Bozen, Göttingen, 5. Februar 2004
Die Gesellschaft für bedrohte Völker (GfbV) hat am
Donnerstag zu Beginn des Deutschland-Besuches des kongolesischen
Präsidenten Joseph Kabila eine Bestrafung der
Verantwortlichen für schwerste Menschenrechtsverletzungen in
dem zentralafrikanischen Staat gefordert. Die EU sollte den
Aufbau einer wirksamen Justiz im Kongo gezielt fördern, um
Straflosigkeit und Willkür endlich zu beenden. "Der Frieden
im Kongo ist brüchig, wie die jüngsten Angriffe auf die
UN-Friedenstruppe MONUC zeigen", erklärte der
GfbV-Afrikaexperte Ulrich Delius. Nachdrücklich müsse
Präsident Kabila aufgefordert werden, die für kommendes
Jahr geplanten Wahlen und die demokratischen Reformen nicht
länger zu verzögern. "Jede Verzögerung der
Demokratisierung erhöht die Gefahr eines neuen Krieges",
warnte Delius.
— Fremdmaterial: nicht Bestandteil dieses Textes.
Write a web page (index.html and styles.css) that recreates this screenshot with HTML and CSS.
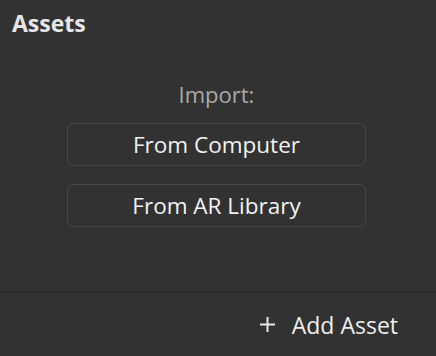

Bislang hätten die Warlords nur die Macht im
Staat unter sich aufgeteilt, ohne sich glaubwürdig für
einen dauerhaften Frieden einzusetzen.
Erst gestern war ein von UN-Blauhelmsoldaten begleiteter Konvoi
von fünf Schiffen auf dem Albert See von Milizionären
beschossen worden. Mit dem Transport sollten UN-Experten zur
Untersuchung eines Massakers in das Dorf Gobu (Distrikt Ituri,
Ost-Provinz) gebracht werden, bei dem am 15. Januar 2004 nach
Berichten von Zeugen mindestens einhundert Zivilisten
getötet wurden. Lendu-Milizionäre, die eigentlich mit
dem Schutz der Passagiere mehrerer Boote betraut waren, sollen
die an Bord befindlichen Händler, Frauen und Kinder zur
Landung am Ufer gezwungen haben. Später seien Männer
und Frauen getrennt und die Männer erschossen worden. Frauen
und Kinder seien entführt und zum Abtransport der an Bord
befindlichen Waren eingesetzt worden. Mehrfach sind im Januar
2004 Einheiten der MONUC im Distrikt Ituri von Milizionären
der Union des Patriotes Congolais (UPC) angegriffen worden. So
hat die Miliz am 23. Januar 2004 ein Lager pakistanischer
UN-Soldaten beschossen.
Bei seinem gestrigen Besuch in Frankreich betonte Präsident
Kabila zwar öffentlich, alle Verantwortlichen für
schwere Menschenrechtsverletzungen müssten zur Rechenschaft
gezogen werden. "Kongos Führung ist jedoch bei der
Bekämpfung der Straflosigkeit auf einem Auge blind",
kritisierte Delius. So betreibe die Regierung Kabila die
Strafverfolgung oppositioneller Milizionäre, ignoriere aber
die Menschenrechtsverletzungen der eigenen Soldaten und
verbündeter Kräfte. So sei Kabila nicht aktiv geworden,
um den Einsatz von Kindersoldaten in der Armee und ihre Anwerbung
durch verbündete Milizen zu unterbinden.